I absolutely want to have that in gcc too (I've mentioned it a couple
of times to people like rth), but I wanted to have more than just an
abstract test-case for it.

Sure, I could attach my current patch to the bug report, but honestly,
if I was a compiler guy, I'd care a lot less about a "hey, you have to
apply this patch that won't even _compile_ for you right now to a tree
you don't really care about that much" kind of bug-report than a "hey.
look, upstream Linux already does this, and with clang I get this
code, and with gcc it's much worse".

And to be honest, while I love the asm goto output, it's not *that*
noticeable. Particularly since we don't have a lot. This is the inner
loop of "strncpy_from_user" with the feature (and clang, of course):

90: mov (%r15,%r13,1),%rdx
94: mov %rdx,(%r12,%r13,1)
98: mov %rdx,%rsi
9b: not %rsi
9e: and %rax,%rsi
a1: add %rcx,%rdx
a4: and %rsi,%rdx
a7: jne ec <strncpy_from_user+0xec>
a9: add $0x8,%r13
ad: add $0xfffffffffffffff8,%rbx
b1: cmp $0x7,%rbx
b5: ja 90 <strncpy_from_user+0x90>

And all the jumps are just for testing if there was a zero in there
(the jne in the middle) or testing for the length of the remaining
space (that "cmp $7;ja" at the end).

This is the same thing with gcc (and without asm goto, of course):

91: lea (%rcx,%rdi,1),%rdx
95: mov %rcx,0x0(%r13,%rax,1)
9a: not %rcx
9d: and %rcx,%rdx
a0: mov %rdx,%rcx
a3: and %rsi,%rcx
a6: jne 108 <strncpy_from_user+0x108>
a8: sub $0x8,%rbx
ac: add $0x8,%rax
b0: cmp $0x7,%rbx
b4: jbe 12d <strncpy_from_user+0x12d>
b6: mov %r8d,%edx
b9: mov 0x0(%rbp,%rax,1),%rcx
be: test %edx,%edx
c0: je 91 <strncpy_from_user+0x91>

and the only real difference in that inner loop from the asm goto is
that the gcc code has three extra instructions (don't ask me why gcc
decided to cache the value 0 in %r8, that just looks stupid):

b6: mov %r8d,%edx
...
be: test %edx,%edx
c0: je 91 <strncpy_from_user+0x91>

(Ok, the code sequence looks completely different because the two
compilers also end up generating the function differently: gcc does
the user space load at the end of the loop while clang does it at the
top. That's probably related to the fact that gcc has to generate that
extra jump anyway, and decided to make that the loop finishing jump).

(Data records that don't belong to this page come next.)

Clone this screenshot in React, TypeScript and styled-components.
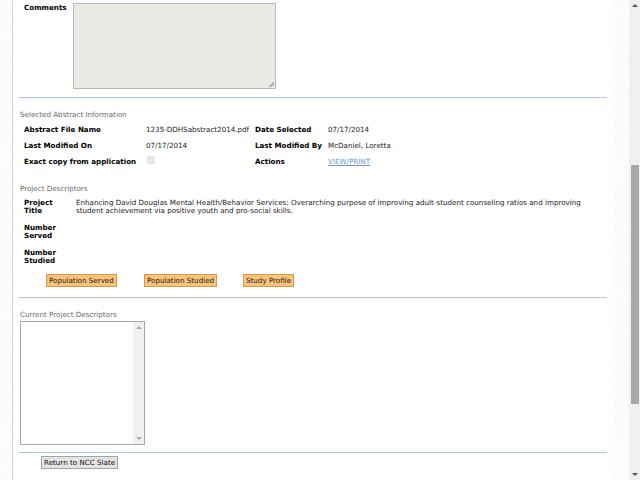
import styled, { createGlobalStyle } from 'styled-components';

const GlobalStyle = createGlobalStyle`
  html, body { margin: 0; padding: 0; background: #fff; }
  body { font-family: "DejaVu Sans", Verdana, sans-serif; font-size: 7.15px; color: #111; overflow: hidden; }
`;

const Frame = styled.div`
  display: flex;
  height: 480px;
  width: 640px;
  overflow: hidden;
`;

const Gutter = styled.div<{ w: number }>`
  width: ${(p) => p.w}px;
  flex: none;
  background: repeating-linear-gradient(135deg, #fff 0, #fff 2px, #f5f6f8 2px, #f5f6f8 3px);
`;

const Page = styled.div`
  width: 588px;
  flex: none;
  border-left: 1px solid #c6d7ee;
  border-right: 1px solid #c6d7ee;
  padding: 0 7px 0 6px;
  margin-right: -1px;
  background: #fff;
`;

const CommentsRow = styled.div`
  display: flex;
  padding: 3px 0 0 5px;
`;

const FieldLabel = styled.div<{ w?: number }>`
  font-weight: bold;
  width: ${(p) => p.w ?? 49}px;
  flex: none;
  color: #000;
`;

const Comments = styled.div`
  width: 201px;
  height: 84px;
  background: #ebeae5;
  border: 1px solid #b9b9b9;
  position: relative;
`;

const Grip = styled.span`
  position: absolute;
  right: 1px;
  bottom: 1px;
  width: 5px;
  height: 5px;
  background: linear-gradient(135deg, transparent 0 45%, #888 45% 55%, transparent 55% 70%, #888 70% 80%, transparent 80%);
`;

const Rule = styled.div<{ top: number }>`
  border-top: 1px solid #a8c7ea;
  margin-top: ${(p) => p.top}px;
`;

const Heading = styled.div<{ top: number }>`
  color: #6a6a6a;
  padding-left: 1px;
  margin-top: ${(p) => p.top}px;
  line-height: 8px;
  height: 8px;
`;

const InfoGrid = styled.div`
  display: grid;
  grid-template-columns: 122px 109px 73px 1fr;
  grid-auto-rows: 16px;
  align-items: center;
  padding-left: 5px;
  margin-top: 2px;
`;

const Value = styled.div`
  color: #222;
`;

const Link = styled.a`
  color: #6b9ad3;
  text-decoration: underline;
`;

const Check = styled.input`
  width: 8px;
  height: 8px;
  margin: 0 0 0 1px;
  opacity: 0.6;
`;

const DescGrid = styled.div`
  display: grid;
  grid-template-columns: 52px 1fr;
  row-gap: 8px;
  padding-left: 5px;
  margin-top: 6px;
  line-height: 8.4px;
`;

const DescRow = styled.div`
  display: contents;
`;

const DescCell = styled.div`
  min-height: 17px;
  color: #222;
  padding-right: 10px;
`;

const ButtonRow = styled.div`
  display: grid;
  grid-template-columns: 98px 99px auto;
  padding-left: 27px;
  margin-top: 8px;
`;

const OrangeButton = styled.button`
  justify-self: start;
  font: inherit;
  color: #222;
  height: 13px;
  padding: 0 2px;
  background: #fbc27a;
  border: 1px solid #d49a45;
  line-height: 10px;
  cursor: pointer;
`;

const ListBox = styled.div`
  display: flex;
  justify-content: flex-end;
  margin: 2px 0 0 1px;
  width: 123px;
  height: 122px;
  border: 1px solid #a9a9a9;
  background: #fff;
`;

const InnerScroll = styled.div`
  width: 11px;
  background: #f0f0f0;
  display: flex;
  flex-direction: column;
  justify-content: space-between;
  align-items: center;
  padding: 4px 0;
`;

const Arrow = styled.span<{ down?: boolean; c?: string }>`
  width: 0;
  height: 0;
  border-left: 3px solid transparent;
  border-right: 3px solid transparent;
  ${(p) => (p.down ? `border-top: 3px solid ${p.c ?? '#a8a8a8'};` : `border-bottom: 3px solid ${p.c ?? '#a8a8a8'};`)}
`;

const GrayButton = styled.button`
  font: inherit;
  color: #111;
  margin: 3px 0 0 22px;
  height: 13px;
  padding: 0 2px;
  background: #e4e4e4;
  border: 1px solid #a4a4a4;
  line-height: 10px;
`;

const Scrollbar = styled.div`
  width: 11px;
  flex: none;
  background: #f0f0f0;
  display: flex;
  flex-direction: column;
  align-items: center;
  padding: 4px 0;
  box-sizing: border-box;
`;

const Thumb = styled.div`
  width: 8px;
  margin-top: 158px;
  height: 239px;
  background: #a8a8a8;
`;

const Spacer = styled.div`
  flex: 1;
`;

const descriptors = [
  {
    label: 'Project Title',
    value:
      'Enhancing David Douglas Mental Health/Behavior Services: Overarching purpose of improving adult-student counseling ratios and improving student achievement via positive youth and pro-social skills.',
  },
  { label: 'Number Served', value: '' },
  { label: 'Number Studied', value: '' },
];

export default function App() {
  return (
    <Frame>
      <GlobalStyle />
      <Gutter w={12} />
      <Page>
        <CommentsRow>
          <FieldLabel>Comments</FieldLabel>
          <Comments>
            <Grip />
          </Comments>
        </CommentsRow>
        <Rule top={8} />

        <Heading top={13}>Selected Abstract Information</Heading>
        <InfoGrid>
          <FieldLabel w={122}>Abstract File Name</FieldLabel>
          <Value>1235-DDHSabstract2014.pdf</Value>
          <FieldLabel w={73}>Date Selected</FieldLabel>
          <Value>07/17/2014</Value>

          <FieldLabel w={122}>Last Modified On</FieldLabel>
          <Value>07/17/2014</Value>
          <FieldLabel w={73}>Last Modified By</FieldLabel>
          <Value>McDaniel, Loretta</Value>

          <FieldLabel w={122}>Exact copy from application</FieldLabel>
          <Value>
            <Check type="checkbox" checked disabled readOnly />
          </Value>
          <FieldLabel w={73}>Actions</FieldLabel>
          <Value>
            <Link href="#">VIEW/PRINT</Link>
          </Value>
        </InfoGrid>

        <Heading top={16}>Project Descriptors</Heading>
        <DescGrid>
          {descriptors.map((d) => (
            <DescRow key={d.label}>
              <FieldLabel w={38}>{d.label}</FieldLabel>
              <DescCell>{d.value}</DescCell>
            </DescRow>
          ))}
        </DescGrid>
        <ButtonRow>
          <OrangeButton>Population Served</OrangeButton>
          <OrangeButton>Population Studied</OrangeButton>
          <OrangeButton>Study Profile</OrangeButton>
        </ButtonRow>
        <Rule top={10} />

        <Heading top={13}>Current Project Descriptors</Heading>
        <ListBox>
          <InnerScroll>
            <Arrow />
            <Arrow down />
          </InnerScroll>
        </ListBox>
        <Rule top={7} />
        <GrayButton>Return to NCC Slate</GrayButton>
      </Page>
      <Gutter w={15} />
      <Scrollbar>
        <Arrow c="#505050" />
        <Thumb />
        <Spacer />
        <Arrow down c="#505050" />
      </Scrollbar>
    </Frame>
  );
}
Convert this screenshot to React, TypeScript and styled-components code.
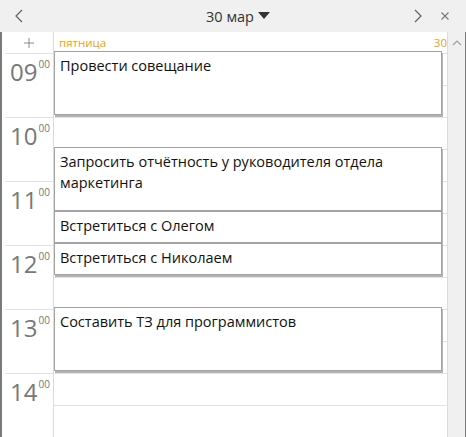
import React from 'react';
import styled, {createGlobalStyle} from 'styled-components';

const HOUR = 64;
const START = 9;

const GlobalStyle = createGlobalStyle`
  html, body {
    margin: 0;
    padding: 0;
    background: #ffffff;
  }
  body {
    font-family: "Open Sans", "Noto Sans", sans-serif;
  }
`

const Window = styled.div`
  width: 466px;
  height: 437px;
  display: flex;
  flex-direction: column;
  overflow: hidden;
  background: #ffffff;
`

const Header = styled.header`
  height: 32px;
  flex: 0 0 auto;
  background: #f0f0f0;
  display: grid;
  grid-template-columns: 1fr auto 1fr;
  align-items: center;
  color: #333;
`

const HeaderSide = styled.div`
  display: flex;
  align-items: center;
  justify-content: ${({$end}) => $end ? 'flex-end' : 'flex-start'};
  gap: 19px;
  padding: ${({$end}) => $end ? '0 17px 0 0' : '0 0 0 15px'};
  color: #606060;
`

const Title = styled.div`
  display: flex;
  align-items: center;
  gap: 4px;
  font-size: 14.5px;
  color: #333;
  padding-left: 10px;
`

const Body = styled.div`
  flex: 1;
  display: flex;
  border-left: 2px solid #7a7a7a;
  border-right: 1px solid #7a7a7a;
  min-height: 0;
`

const Main = styled.div`
  flex: 1;
  display: flex;
  flex-direction: column;
  border-right: 1px solid #dcdcdc;
`

const DayRow = styled.div`
  height: 21px;
  flex: 0 0 auto;
  display: grid;
  grid-template-columns: 52px 1fr;
  align-items: center;
`

const AddCell = styled.div`
  height: 100%;
  display: flex;
  align-items: center;
  justify-content: center;
  padding-left: 2px;
  border-right: 1px solid #dcdcdc;
  box-sizing: border-box;
`

const DayLabel = styled.div`
  display: flex;
  justify-content: space-between;
  align-items: center;
  padding: 0 0 0 5px;
  font-size: 11.5px;
  color: #e8a21a;
`

const Grid = styled.div`
  position: relative;
  flex: 1;
`

const HourRow = styled.div`
  height: ${HOUR}px;
  display: grid;
  grid-template-columns: 52px 1fr;
`

const TimeLabel = styled.div`
  border-right: 1px solid #dcdcdc;
  box-sizing: border-box;
  display: flex;
  align-items: flex-start;
  padding-left: 8px;
  color: #787878;
  position: relative;

  &::before {
    content: '';
    position: absolute;
    top: 0;
    left: 3px;
    right: 0;
    border-top: 1px solid #e2e2e2;
  }
`

const HourNum = styled.span`
  font-size: 24px;
  line-height: 30px;
  margin-top: 4px;
`

const Minutes = styled.span`
  font-size: 10px;
  line-height: 12px;
  margin-left: 1px;
  margin-top: 5px;
`

const Slots = styled.div`
  display: flex;
  flex-direction: column;
  border-top: 1px solid #e2e2e2;
`

const Half = styled.div`
  flex: 1;
  border-top: ${({$line}) => $line ? '1px solid #e2e2e2' : 'none'};
`

const EventCard = styled.div`
  position: absolute;
  left: 52px;
  right: 5px;
  box-sizing: border-box;
  background: #ffffff;
  border: 1px solid #a3a3a3;
  box-shadow: 1px 2px 0 #b4b4b4;
  padding: 3px 5px;
  font-size: 14.5px;
  line-height: 21px;
  color: #111;
`

const Scroll = styled.div`
  width: 17px;
  flex: 0 0 auto;
  background: #f0f0f0;
  display: flex;
  justify-content: center;
  padding-top: 7px;
  box-sizing: border-box;
  color: #a0a0a0;
`

type CalEvent = {title: string; start: number; duration: number};

const events: CalEvent[] = [
  {title: 'Провести совещание', start: 9, duration: 1},
  {title: 'Запросить отчётность у руководителя отдела маркетинга', start: 10.5, duration: 1},
  {title: 'Встретиться с Олегом', start: 11.5, duration: 0.5},
  {title: 'Встретиться с Николаем', start: 12, duration: 0.5},
  {title: 'Составить ТЗ для программистов', start: 13, duration: 1},
];

const hours = [9, 10, 11, 12, 13, 14];

const Chevron = ({dir}: {dir: 'left' | 'right' | 'up'}) => {
  const d = dir === 'left' ? 'M7 1 L1 7 L7 13' : dir === 'right' ? 'M1 1 L7 7 L1 13' : 'M1 6 L5 2 L9 6';
  const w = dir === 'up' ? 10 : 8;
  const h = dir === 'up' ? 8 : 14;
  return <svg width={w} height={h} viewBox={`0 0 ${w} ${h}`} fill="none" stroke="currentColor" strokeWidth="1.2">
    <path d={d}/>
  </svg>
}

export default function App() {
  return <>
    <GlobalStyle/>
    <Window>
      <Header>
        <HeaderSide><Chevron dir="left"/></HeaderSide>
        <Title>
          30 мар
          <svg width="12" height="8" viewBox="0 0 12 8"><path d="M0 0 L12 0 L6 7 Z" fill="#333"/></svg>
        </Title>
        <HeaderSide $end>
          <Chevron dir="right"/>
          <svg width="8" height="8" viewBox="0 0 8 8" stroke="#777" strokeWidth="1.1"><path d="M0.5 0.5 L7.5 7.5 M7.5 0.5 L0.5 7.5"/></svg>
        </HeaderSide>
      </Header>
      <Body>
        <Main>
          <DayRow>
            <AddCell>
              <svg width="10" height="10" viewBox="0 0 10 10" stroke="#8a8a8a" strokeWidth="1"><path d="M5 0 V10 M0 5 H10"/></svg>
            </AddCell>
            <DayLabel>
              <span>пятница</span>
              <span>30</span>
            </DayLabel>
          </DayRow>
          <Grid>
            {hours.map(h => <HourRow key={h}>
              <TimeLabel>
                <HourNum>{String(h).padStart(2, '0')}</HourNum>
                <Minutes>00</Minutes>
              </TimeLabel>
              <Slots>
                <Half/>
                <Half $line/>
              </Slots>
            </HourRow>)}
            {events.map(ev => <EventCard
              key={ev.title}
              style={{top: (ev.start - START) * HOUR - 2, height: ev.duration * HOUR}}
            >{ev.title}</EventCard>)}
          </Grid>
        </Main>
        <Scroll><Chevron dir="up"/></Scroll>
      </Body>
    </Window>
  </>
}
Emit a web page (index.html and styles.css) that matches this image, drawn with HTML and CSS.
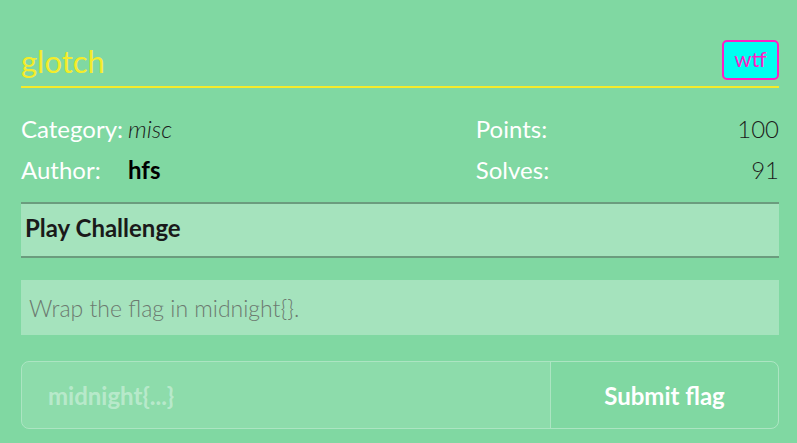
FILE: index.html
```html
<!DOCTYPE html>
<html lang="en">
<head>
  <meta charset="UTF-8" />
  <meta name="viewport" content="width=device-width, initial-scale=1.0" />
  <title>glotch</title>
  <link rel="stylesheet" href="styles.css">
</head>
<body>
  <main class="challenge">
    <!-- Title -->
    <div class="chal-head">
      <h2 class="chal-title">glotch</h2>
      <span class="badge">wtf</span>
    </div>

    <!-- Meta info -->
    <div class="meta">
      <div class="meta-left">
        <span class="label">Category:</span><span class="cat">misc</span>
        <span class="label">Author:</span><span class="author">hfs</span>
      </div>
      <div class="meta-right">
        <span class="label">Points:</span><span class="num">100</span>
        <span class="label">Solves:</span><span class="num">91</span>
      </div>
    </div>

    <button class="play">Play Challenge</button>

    <div class="desc">Wrap the flag in midnight{}.</div>

    <form class="flag-form" onsubmit="return false">
      <input type="text" class="flag-input" placeholder="midnight{...}" />
      <button type="submit" class="flag-submit">Submit flag</button>
    </form>
  </main>
</body>
</html>
```

FILE: styles.css
```css
:root {
  --bg: #80d8a2;
  --box: #a5e3bd;
  --yellow: #f4ec2a;
  --line: #6b9c7e;
}
* { box-sizing: border-box; margin: 0; padding: 0; }
body { background: var(--bg); font-family: 'Lato', sans-serif; font-size: 24px; }
.challenge { padding: 40px 18px 0 21px; }

/* Title */
.chal-head {
  display: flex;
  justify-content: space-between;
  align-items: flex-end;
  padding-bottom: 6px;
  border-bottom: 2px solid var(--yellow);
}
.chal-title { color: var(--yellow); font-size: 31px; font-weight: 400; line-height: 1.2; }
.badge {
  display: block;
  width: 57px;
  height: 40px;
  line-height: 34px;
  text-align: center;
  background: #00fff0;
  color: #ff1fc4;
  border: 2px solid #ff1fc4;
  border-radius: 5px;
  font-size: 22px;
}

/* Meta */
.meta { display: grid; grid-template-columns: 3fr 2fr; margin-top: 23px; line-height: 36px; }
.meta-left, .meta-right { display: grid; grid-template-columns: auto 1fr; column-gap: 5px; row-gap: 5px; }
.label { color: #fff; }
.cat { font-style: italic; font-weight: 300; color: #1c1c1c; }
.author { font-weight: 700; color: #000; }
.num { text-align: right; font-weight: 300; color: #1c1c1c; }

/* Play button */
.play {
  display: block;
  width: 100%;
  margin-top: 14px;
  height: 56px;
  padding: 0 4px 6px;
  text-align: left;
  font-family: inherit;
  font-size: 24px;
  font-weight: 700;
  color: #1a1a1a;
  background: var(--box);
  border: none;
  border-top: 2px solid var(--line);
  border-bottom: 2px solid var(--line);
}

/* Description */
.desc {
  margin-top: 22px;
  height: 55px;
  padding: 10px 8px 0;
  background: var(--box);
  color: #6c7a70;
  font-size: 23px;
  font-weight: 300;
  line-height: 36px;
}

/* Flag form */
.flag-form {
  display: flex;
  margin-top: 26px;
  height: 68px;
  border: 1px solid rgba(255,255,255,0.35);
  border-radius: 8px;
  overflow: hidden;
}
.flag-input {
  flex: 1;
  padding: 0 26px;
  border: none;
  background: rgba(255,255,255,0.1);
  font-family: inherit;
  font-size: 24px;
  font-weight: 700;
  color: #fff;
  outline: none;
}
.flag-input::placeholder { color: rgba(255,255,255,0.4); }
.flag-submit {
  width: 228px;
  border: none;
  border-left: 1px solid rgba(255,255,255,0.35);
  background: transparent;
  color: #fff;
  font-family: inherit;
  font-size: 24px;
  font-weight: 700;
  cursor: pointer;
}
```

So realistically, it doesn't make a huge difference. It's a bit more
noticeable when you have the "multiple unsafe_get_user()s in a row"
pattern, but we don't really have that (we have lots of "multiple
unsafe_put_user() in a row").

Of course, one reason we don't have that pattern is that it generates
nasty code with gcc (exactly because of the extra test for each
access).

But while I love looking at small things like this, and I'd like to
have all compilers support it, I have to admit that it's not likely to
really _matter_ much.

Linus